Traditional scientific methods rely on statistics: averages, correlations and trends. We build models that describe the dependencies that exist in a system in a much more general way. These dependencies give rise to “indirect effects,” cascades and panics. This makes it possible to capture the behavior of a system, especially under atypical conditions, where traditional statistics often fail.
What are the economic, social, and environmental conditions that contribute to rising food prices? Can you discuss some of the consequences of food price inflation?
There are many factors that can play a role in increasing food prices. However, there has been a surprisingly sharp increase since 2005, with peaks in 2007-08 and 2010-11. This increase has exacerbated hunger and poverty at a time when development should have significantly alleviated it. A measure used by the U.N. Food and Agriculture Organization (FAO) to determine global price impacts has more than doubled. This increase is not explained by many of the longer-term trends like rising population, environmental change, and dietary shifts toward meat and dairy; nor by weather events, like droughts, or increasing energy costs. Instead, the main cause of the increase since 2005 is the conversion of corn to ethanol in the U.S. — 45 percent of U.S. corn as of 2011. The peaks in prices are specifically due to speculative bubbles that were made possible by market deregulation and the advent of commodity index funds that allow investors to buy a basket of oil, food, and metals without regard to the fundamentals of those commodities.
The peaks in food prices coincided with many food riots in 2007-08 and the Arab spring in 2010-11. We found that there is a specific threshold of about 210 on the FAO index above which unrest becomes likely. Today, the price is just above that threshold, so there is pressure that can be triggered at any time by local conditions. Social unrest from high food prices is due to the desperation of poor populations with reduced ability to feed their families. A lot of suffering worldwide underlies this unrest.
=What are some efficient ways in which a country can tackle and prevent future food price inflation?
The best strategy would be to reduce the U.S. mandate on corn to ethanol conversion, for which bills are currently pending in Congress, and to re-regulate the commodity markets. The U.S. Commodity Futures Trading Commission (CFTC) is currently trying to implement new regulation but is encountering strong industry opposition. The ability of individual countries to address food inflation is limited by the strong coupling of food prices through international markets. Providing food price supports is very expensive, and increasing agricultural production takes more time than the current rapid changes allow.
China has recently proposed a new urbanization plan to mobilize millions of rural inhabitants into cities and towns in the next few decades. How do you predict other countries will react to increasing populations, and what are some of the benefits of urbanization?
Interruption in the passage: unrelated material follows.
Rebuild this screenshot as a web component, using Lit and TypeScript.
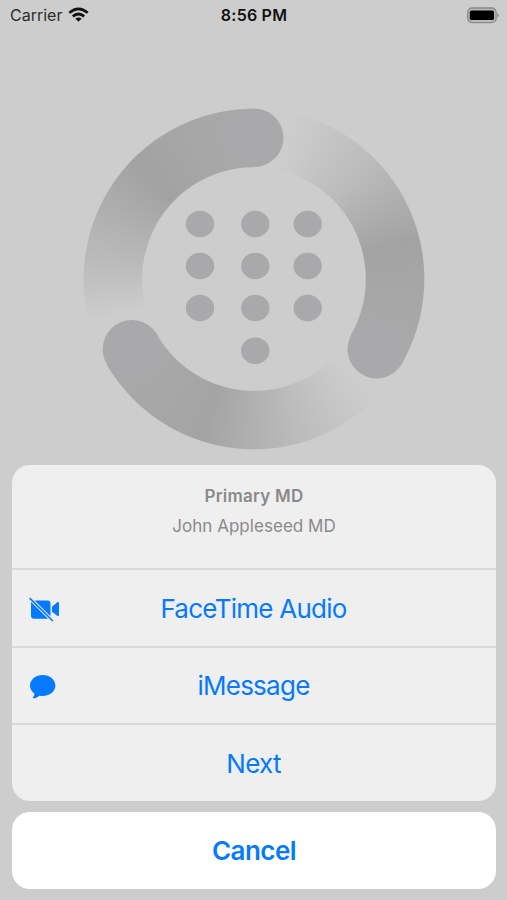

Urbanization is a natural outcome of the standard development trajectory. China has been accelerating that trajectory, and the main problems that arise include the ability to have the many aspects of socio-economic support structures functioning at the same time. Just as one example, air pollution is one of the severe problems that has arisen in Beijing. It is hard to plan everything to make a big city work well, so having less time to make things work properly means that people will bear the burden of these problems.
Can you elaborate on the relationship between urbanization and access to food sources? How can cities sustainably grow to ensure adequate nutrition for all people?
In principle, there is nothing wrong with the dichotomy of urban populations and rural food supply as a mechanism for sustainability. Such a system is vulnerable to disruption, but we cannot avoid such vulnerabilities as differentiation of society occurs (any more than we can avoid the dependency on a particular company for products that we use). We have a very effective global food supply system that was able to keep up with population growth, reducing prices and hunger over decades, from the 1970s until 2005. Development and changing diets do not mean that hunger will arise. Instead, countries that develop can and do invest in agriculture to ensure their food supply. This is a natural process that has occurred in developed countries, so that the developed countries are the food producers for the world today, despite a very small agricultural workforce. This pattern can continue with more recently developing countries.
Since higher energy consumption threatens international food production, how should governments diversify their energy profiles in order to not threaten current production levels? Furthermore, how can we use that knowledge to increase food production and accessibility in countries with growing populations?
Higher energy consumption is not itself a cause of food production problems. Food production can increase in developing countries but it is a slow and gradual process. Currently, agricultural commodity prices are high enough that the process of agricultural development is encouraged economically, but the process takes time and the use of corn for ethanol is diverting increasing production to biofuels right now, even in developing countries.